Blackstone To Invest Rs 166.88 Crore In India Annually: Reports
Blackstone To Invest Rs 166.88 Crore In India Annually: Reports
The company’s senior managing director Amit Dixit announced on Wednesday.

The Blackstone Group, a global private equity major, showed confidence in investing 2 billion dollars per year, in the country. The news was announced by a top representative of the company. Here are more details on the story.

The Chief Operating Officer of the company Jonathan D Gray, discussed the measures to take for a smooth business flow in the country with a company like Blackstone. According to more information, these measures included fast approvals on mergers and acquisitions, the listed companies privatized with ease and improved resolutions for any dispute in commercial matters.

The New York-based equity major has operated in the country for almost twenty years. As per more reports, they revealed that their investments in the Indian private equity sector, have given them the highest returns on a global scale. Moreover, the company’s major investments in real estate have cemented its position as the largest landlord in India, a testament to its success here.

The company’s senior managing director, Amit Dixit told the media, “We plan to invest around $2 billion every year in India.” So far, the Blackstone Group has invested 50 billion dollars (Rs 4172.4 crore) in the country. After its existence, the company’s assets in the country currently are reported to be 30 billion dollars (Rs 2503.25 crore). Its investment team consists of 75 people, operating from Mumbai. Their work is to look for investment opportunities through various sectors.

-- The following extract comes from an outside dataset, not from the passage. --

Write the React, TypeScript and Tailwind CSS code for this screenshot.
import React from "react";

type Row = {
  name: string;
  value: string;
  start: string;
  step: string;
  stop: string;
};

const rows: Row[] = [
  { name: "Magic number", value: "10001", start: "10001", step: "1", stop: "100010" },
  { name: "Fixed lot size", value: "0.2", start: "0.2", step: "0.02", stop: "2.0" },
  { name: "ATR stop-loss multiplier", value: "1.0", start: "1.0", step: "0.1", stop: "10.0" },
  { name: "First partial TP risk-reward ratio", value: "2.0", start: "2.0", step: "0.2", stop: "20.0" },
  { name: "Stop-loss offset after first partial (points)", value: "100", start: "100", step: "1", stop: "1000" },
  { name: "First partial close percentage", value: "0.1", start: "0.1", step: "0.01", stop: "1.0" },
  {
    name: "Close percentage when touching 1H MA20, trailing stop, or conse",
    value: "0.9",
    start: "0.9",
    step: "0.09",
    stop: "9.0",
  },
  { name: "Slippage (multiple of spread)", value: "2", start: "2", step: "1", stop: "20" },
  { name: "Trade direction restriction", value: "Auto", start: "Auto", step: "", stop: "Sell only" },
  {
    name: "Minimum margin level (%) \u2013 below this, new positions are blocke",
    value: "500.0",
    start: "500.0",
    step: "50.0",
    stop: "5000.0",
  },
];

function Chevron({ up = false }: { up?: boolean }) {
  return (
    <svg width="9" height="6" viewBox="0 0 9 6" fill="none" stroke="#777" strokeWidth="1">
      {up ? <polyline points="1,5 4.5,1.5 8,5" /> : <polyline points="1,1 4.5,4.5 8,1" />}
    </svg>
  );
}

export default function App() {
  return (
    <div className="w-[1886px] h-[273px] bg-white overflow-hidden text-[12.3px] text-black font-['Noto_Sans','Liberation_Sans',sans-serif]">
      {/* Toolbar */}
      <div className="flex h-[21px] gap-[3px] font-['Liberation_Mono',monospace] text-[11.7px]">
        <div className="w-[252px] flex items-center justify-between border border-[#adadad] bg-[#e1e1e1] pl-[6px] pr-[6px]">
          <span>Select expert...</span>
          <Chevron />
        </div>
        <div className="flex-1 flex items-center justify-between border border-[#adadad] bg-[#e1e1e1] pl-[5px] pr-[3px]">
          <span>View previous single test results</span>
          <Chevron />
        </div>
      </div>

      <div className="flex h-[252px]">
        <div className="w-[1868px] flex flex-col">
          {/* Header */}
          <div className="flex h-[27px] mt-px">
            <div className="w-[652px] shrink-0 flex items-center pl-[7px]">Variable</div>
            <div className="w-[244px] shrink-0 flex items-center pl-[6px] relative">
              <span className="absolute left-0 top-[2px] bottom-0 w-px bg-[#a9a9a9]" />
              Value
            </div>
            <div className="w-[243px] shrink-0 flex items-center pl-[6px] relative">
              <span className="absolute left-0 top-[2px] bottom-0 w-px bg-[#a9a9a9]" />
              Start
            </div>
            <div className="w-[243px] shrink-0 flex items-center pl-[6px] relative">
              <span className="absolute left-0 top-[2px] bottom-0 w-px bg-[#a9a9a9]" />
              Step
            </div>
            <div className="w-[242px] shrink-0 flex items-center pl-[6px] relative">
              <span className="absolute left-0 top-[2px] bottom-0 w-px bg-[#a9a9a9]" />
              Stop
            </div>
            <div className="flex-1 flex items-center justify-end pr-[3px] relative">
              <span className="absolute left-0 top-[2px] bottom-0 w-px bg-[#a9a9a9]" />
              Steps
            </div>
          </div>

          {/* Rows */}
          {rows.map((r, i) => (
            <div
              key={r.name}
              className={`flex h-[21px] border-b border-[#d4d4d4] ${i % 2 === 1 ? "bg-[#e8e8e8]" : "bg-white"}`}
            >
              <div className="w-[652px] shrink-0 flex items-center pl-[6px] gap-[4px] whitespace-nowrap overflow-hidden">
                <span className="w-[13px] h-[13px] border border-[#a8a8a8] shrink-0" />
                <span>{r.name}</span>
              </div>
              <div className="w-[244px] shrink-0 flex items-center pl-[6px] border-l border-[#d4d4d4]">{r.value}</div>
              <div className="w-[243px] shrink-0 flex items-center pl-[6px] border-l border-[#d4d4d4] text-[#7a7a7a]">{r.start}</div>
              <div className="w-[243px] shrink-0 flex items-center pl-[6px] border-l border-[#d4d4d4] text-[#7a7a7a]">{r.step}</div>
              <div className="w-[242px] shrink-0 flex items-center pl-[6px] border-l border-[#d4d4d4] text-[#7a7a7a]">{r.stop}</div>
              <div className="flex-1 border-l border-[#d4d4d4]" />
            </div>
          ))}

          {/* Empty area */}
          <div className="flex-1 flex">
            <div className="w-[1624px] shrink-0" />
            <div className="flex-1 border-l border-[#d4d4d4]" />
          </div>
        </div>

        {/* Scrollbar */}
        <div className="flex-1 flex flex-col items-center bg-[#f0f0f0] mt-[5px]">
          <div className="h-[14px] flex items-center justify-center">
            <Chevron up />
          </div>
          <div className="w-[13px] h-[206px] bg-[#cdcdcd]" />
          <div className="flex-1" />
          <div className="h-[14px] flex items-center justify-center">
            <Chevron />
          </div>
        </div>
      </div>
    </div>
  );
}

Amit Dixit predicted an increase in the asset value over the next five years, which stands at 25 billion dollars (Rs 2086.1 crore). It includes the 17 billion dollars (Rs 1418.5 crore) made through new investments, while the remaining 7.5 billion (Rs 625.8 crore) is based on the value creation from the existing portfolio companies, which invested but have not exited yet.

Jonathan D Gray praised the efforts put in by the government mentioning the Insolvency and Bankruptcy Code and the Goods and Services Tax, as he gave suggestions for reforms. According to him, a merger and acquisition deal takes two years in the country, while in the US it only takes weeks.